Copy exactly the lines from the start of the data below through the one that carries "</g></defs></svg>", and only those.
>>>
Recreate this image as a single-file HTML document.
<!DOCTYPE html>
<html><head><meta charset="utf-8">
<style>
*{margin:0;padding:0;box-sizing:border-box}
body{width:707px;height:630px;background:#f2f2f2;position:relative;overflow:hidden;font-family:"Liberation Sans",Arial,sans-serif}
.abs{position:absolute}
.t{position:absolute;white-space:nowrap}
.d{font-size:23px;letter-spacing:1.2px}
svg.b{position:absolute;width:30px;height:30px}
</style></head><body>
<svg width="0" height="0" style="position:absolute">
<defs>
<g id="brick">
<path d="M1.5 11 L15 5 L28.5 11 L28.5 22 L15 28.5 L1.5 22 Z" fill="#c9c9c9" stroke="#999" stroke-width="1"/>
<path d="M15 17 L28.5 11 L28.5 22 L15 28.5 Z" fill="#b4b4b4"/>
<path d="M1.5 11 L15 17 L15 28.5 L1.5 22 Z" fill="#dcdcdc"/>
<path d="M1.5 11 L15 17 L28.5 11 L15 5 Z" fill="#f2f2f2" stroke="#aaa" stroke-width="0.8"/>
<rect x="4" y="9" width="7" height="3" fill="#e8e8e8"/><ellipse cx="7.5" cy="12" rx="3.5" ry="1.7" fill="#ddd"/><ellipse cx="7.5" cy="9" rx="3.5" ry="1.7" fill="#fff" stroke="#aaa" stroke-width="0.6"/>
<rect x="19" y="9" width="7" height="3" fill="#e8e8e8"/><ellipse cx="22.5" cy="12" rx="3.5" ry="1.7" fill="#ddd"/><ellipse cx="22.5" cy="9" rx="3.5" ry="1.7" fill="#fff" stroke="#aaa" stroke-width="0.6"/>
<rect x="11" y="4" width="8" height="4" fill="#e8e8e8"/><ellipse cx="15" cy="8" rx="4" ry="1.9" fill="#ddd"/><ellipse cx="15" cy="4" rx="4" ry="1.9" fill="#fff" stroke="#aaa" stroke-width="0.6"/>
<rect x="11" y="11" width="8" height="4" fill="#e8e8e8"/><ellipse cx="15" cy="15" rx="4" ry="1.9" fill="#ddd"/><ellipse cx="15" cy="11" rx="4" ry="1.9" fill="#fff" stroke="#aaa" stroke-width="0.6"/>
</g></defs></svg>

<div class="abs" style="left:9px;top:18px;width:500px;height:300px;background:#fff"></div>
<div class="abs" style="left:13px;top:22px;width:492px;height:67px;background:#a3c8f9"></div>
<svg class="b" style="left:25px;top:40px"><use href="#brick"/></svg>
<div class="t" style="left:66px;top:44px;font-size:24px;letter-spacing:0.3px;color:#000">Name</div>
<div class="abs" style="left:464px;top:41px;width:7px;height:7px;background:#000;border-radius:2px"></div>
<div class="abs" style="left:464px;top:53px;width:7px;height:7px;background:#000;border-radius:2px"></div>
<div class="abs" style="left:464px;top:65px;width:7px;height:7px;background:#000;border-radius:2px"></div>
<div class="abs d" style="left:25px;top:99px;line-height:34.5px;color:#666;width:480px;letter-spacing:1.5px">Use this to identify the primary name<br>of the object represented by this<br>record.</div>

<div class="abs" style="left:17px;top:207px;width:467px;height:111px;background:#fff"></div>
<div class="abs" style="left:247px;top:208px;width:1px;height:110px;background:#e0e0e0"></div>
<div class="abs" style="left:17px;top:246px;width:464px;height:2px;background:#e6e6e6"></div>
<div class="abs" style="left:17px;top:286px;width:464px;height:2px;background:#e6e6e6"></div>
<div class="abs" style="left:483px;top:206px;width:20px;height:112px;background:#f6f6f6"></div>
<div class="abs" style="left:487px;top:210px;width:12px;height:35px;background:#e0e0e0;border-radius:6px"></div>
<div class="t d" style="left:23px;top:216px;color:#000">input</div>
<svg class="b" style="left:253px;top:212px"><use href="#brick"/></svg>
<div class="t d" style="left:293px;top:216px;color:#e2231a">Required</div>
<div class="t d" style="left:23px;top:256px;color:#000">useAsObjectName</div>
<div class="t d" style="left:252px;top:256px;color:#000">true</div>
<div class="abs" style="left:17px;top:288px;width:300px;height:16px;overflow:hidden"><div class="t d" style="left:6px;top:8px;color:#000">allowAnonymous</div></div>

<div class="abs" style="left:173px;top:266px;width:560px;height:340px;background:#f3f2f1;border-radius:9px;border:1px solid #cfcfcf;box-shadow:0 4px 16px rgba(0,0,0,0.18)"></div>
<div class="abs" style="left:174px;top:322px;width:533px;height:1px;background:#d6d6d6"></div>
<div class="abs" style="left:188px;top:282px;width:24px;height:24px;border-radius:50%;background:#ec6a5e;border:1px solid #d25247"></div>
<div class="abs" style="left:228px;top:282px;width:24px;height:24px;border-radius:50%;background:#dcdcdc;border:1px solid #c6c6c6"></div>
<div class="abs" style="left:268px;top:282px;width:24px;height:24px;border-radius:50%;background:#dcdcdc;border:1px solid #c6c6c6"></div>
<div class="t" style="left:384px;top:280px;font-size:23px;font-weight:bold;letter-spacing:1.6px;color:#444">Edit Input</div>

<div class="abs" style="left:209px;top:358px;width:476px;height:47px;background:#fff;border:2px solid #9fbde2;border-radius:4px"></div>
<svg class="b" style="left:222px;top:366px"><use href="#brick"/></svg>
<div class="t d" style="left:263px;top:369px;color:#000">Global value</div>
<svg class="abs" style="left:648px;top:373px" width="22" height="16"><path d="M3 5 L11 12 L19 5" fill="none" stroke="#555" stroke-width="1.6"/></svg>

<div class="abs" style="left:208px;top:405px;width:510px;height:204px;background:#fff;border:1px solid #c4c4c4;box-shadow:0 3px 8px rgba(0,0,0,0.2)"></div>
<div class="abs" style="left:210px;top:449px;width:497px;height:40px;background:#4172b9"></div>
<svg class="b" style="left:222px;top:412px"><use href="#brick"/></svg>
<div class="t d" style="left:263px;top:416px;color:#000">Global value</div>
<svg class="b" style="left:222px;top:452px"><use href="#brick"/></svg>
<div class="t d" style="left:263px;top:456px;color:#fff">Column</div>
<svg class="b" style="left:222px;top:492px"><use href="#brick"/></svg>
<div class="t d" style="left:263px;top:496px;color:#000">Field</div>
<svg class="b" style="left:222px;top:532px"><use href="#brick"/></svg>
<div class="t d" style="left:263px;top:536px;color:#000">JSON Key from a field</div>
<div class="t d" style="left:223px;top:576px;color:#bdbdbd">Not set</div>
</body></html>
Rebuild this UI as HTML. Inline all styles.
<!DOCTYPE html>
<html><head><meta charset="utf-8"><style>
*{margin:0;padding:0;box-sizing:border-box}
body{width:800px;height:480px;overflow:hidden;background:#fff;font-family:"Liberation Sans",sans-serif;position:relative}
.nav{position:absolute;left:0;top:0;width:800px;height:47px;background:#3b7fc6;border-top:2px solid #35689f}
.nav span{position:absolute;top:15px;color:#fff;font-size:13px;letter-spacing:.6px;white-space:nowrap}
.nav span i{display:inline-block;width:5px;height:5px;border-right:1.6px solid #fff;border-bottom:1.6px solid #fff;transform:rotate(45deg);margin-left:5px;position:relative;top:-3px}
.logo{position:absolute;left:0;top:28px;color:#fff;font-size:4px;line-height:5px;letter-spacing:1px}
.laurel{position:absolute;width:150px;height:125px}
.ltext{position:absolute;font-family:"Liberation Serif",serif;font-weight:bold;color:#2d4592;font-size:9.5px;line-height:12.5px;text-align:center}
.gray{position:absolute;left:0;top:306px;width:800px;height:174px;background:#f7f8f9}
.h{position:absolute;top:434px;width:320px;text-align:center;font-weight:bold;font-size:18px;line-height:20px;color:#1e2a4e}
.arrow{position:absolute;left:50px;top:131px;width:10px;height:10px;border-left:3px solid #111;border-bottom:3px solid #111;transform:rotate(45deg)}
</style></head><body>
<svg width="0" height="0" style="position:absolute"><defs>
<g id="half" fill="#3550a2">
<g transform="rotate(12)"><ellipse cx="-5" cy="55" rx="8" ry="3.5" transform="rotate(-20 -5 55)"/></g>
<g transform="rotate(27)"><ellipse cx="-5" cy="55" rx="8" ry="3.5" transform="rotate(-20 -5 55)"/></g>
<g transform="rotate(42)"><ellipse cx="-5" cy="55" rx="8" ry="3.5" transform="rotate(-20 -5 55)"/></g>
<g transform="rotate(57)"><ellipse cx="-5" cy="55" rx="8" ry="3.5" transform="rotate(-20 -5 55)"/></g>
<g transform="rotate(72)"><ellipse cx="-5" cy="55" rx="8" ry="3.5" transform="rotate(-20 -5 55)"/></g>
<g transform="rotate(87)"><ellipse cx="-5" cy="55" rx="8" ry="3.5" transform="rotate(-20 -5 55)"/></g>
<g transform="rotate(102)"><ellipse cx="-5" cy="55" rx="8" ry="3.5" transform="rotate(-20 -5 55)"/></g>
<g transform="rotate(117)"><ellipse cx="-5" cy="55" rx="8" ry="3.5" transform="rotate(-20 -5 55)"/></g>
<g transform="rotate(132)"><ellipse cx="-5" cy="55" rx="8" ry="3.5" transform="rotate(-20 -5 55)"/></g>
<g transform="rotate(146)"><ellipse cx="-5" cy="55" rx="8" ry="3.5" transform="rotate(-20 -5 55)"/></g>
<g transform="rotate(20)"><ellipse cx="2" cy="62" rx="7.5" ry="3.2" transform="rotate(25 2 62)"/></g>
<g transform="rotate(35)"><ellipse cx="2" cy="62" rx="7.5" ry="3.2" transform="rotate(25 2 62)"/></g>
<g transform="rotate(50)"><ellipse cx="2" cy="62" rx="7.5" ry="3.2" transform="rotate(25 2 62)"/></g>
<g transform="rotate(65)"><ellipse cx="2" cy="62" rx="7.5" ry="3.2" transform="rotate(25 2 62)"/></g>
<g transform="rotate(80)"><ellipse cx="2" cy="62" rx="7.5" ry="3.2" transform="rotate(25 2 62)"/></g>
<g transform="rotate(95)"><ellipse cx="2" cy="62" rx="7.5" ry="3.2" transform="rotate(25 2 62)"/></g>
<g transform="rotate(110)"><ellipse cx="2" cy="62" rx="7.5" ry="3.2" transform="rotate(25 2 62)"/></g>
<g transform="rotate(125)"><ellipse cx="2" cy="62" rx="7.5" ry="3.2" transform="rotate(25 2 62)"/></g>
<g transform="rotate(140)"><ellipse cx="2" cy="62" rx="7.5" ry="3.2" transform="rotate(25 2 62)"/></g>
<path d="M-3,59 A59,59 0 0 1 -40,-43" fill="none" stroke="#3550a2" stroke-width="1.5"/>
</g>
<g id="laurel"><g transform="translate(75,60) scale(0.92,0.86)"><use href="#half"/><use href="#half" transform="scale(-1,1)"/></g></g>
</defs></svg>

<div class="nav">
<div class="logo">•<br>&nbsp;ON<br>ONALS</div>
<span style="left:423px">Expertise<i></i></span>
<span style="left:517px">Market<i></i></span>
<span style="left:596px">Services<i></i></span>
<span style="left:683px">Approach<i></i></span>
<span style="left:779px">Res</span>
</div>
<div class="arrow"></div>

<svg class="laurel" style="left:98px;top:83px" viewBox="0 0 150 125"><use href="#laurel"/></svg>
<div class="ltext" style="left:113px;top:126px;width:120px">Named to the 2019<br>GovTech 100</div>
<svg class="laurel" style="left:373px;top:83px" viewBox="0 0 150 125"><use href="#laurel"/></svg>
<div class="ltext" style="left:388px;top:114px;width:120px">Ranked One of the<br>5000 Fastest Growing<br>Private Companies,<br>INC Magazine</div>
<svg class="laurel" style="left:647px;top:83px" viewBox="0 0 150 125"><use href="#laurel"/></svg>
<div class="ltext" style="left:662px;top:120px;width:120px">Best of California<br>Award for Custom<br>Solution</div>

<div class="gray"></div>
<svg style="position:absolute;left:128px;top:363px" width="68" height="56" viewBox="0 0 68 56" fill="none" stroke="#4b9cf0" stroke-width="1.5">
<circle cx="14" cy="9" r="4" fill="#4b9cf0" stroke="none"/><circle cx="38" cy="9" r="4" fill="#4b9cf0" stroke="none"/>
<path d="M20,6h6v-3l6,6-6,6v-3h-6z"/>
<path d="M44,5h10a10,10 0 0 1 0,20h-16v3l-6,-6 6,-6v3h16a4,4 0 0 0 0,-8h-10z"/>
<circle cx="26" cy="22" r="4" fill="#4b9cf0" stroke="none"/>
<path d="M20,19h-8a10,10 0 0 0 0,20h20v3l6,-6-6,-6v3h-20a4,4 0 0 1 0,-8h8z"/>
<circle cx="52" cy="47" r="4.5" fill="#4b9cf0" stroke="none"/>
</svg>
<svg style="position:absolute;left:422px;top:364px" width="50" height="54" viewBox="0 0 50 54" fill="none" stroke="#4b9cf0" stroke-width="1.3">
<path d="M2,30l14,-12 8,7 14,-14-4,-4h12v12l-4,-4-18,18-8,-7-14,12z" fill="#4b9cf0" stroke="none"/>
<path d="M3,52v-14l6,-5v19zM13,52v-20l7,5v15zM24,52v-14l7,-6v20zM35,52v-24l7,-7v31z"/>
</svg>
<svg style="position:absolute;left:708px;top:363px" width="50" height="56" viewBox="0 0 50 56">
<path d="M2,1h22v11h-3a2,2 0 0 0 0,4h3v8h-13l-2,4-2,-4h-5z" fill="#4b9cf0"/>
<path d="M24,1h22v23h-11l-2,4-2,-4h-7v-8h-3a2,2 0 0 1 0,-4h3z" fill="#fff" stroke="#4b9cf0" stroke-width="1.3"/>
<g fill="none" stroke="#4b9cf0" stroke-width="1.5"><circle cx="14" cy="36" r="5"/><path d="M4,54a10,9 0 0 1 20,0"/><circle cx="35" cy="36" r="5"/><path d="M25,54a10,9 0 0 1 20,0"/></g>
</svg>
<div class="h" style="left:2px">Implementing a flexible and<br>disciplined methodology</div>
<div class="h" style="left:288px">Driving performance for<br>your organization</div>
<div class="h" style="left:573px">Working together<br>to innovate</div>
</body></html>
<<<
- [ANSWER TO THE PROBLEM]
Recreate this image as a single-file HTML document.
<!DOCTYPE html>
<html><head><meta charset="utf-8">
<style>
*{margin:0;padding:0;box-sizing:border-box}
body{width:707px;height:630px;background:#f2f2f2;position:relative;overflow:hidden;font-family:"Liberation Sans",Arial,sans-serif}
.abs{position:absolute}
.t{position:absolute;white-space:nowrap}
.d{font-size:23px;letter-spacing:1.2px}
svg.b{position:absolute;width:30px;height:30px}
</style></head><body>
<svg width="0" height="0" style="position:absolute">
<defs>
<g id="brick">
<path d="M1.5 11 L15 5 L28.5 11 L28.5 22 L15 28.5 L1.5 22 Z" fill="#c9c9c9" stroke="#999" stroke-width="1"/>
<path d="M15 17 L28.5 11 L28.5 22 L15 28.5 Z" fill="#b4b4b4"/>
<path d="M1.5 11 L15 17 L15 28.5 L1.5 22 Z" fill="#dcdcdc"/>
<path d="M1.5 11 L15 17 L28.5 11 L15 5 Z" fill="#f2f2f2" stroke="#aaa" stroke-width="0.8"/>
<rect x="4" y="9" width="7" height="3" fill="#e8e8e8"/><ellipse cx="7.5" cy="12" rx="3.5" ry="1.7" fill="#ddd"/><ellipse cx="7.5" cy="9" rx="3.5" ry="1.7" fill="#fff" stroke="#aaa" stroke-width="0.6"/>
<rect x="19" y="9" width="7" height="3" fill="#e8e8e8"/><ellipse cx="22.5" cy="12" rx="3.5" ry="1.7" fill="#ddd"/><ellipse cx="22.5" cy="9" rx="3.5" ry="1.7" fill="#fff" stroke="#aaa" stroke-width="0.6"/>
<rect x="11" y="4" width="8" height="4" fill="#e8e8e8"/><ellipse cx="15" cy="8" rx="4" ry="1.9" fill="#ddd"/><ellipse cx="15" cy="4" rx="4" ry="1.9" fill="#fff" stroke="#aaa" stroke-width="0.6"/>
<rect x="11" y="11" width="8" height="4" fill="#e8e8e8"/><ellipse cx="15" cy="15" rx="4" ry="1.9" fill="#ddd"/><ellipse cx="15" cy="11" rx="4" ry="1.9" fill="#fff" stroke="#aaa" stroke-width="0.6"/>
</g></defs></svg>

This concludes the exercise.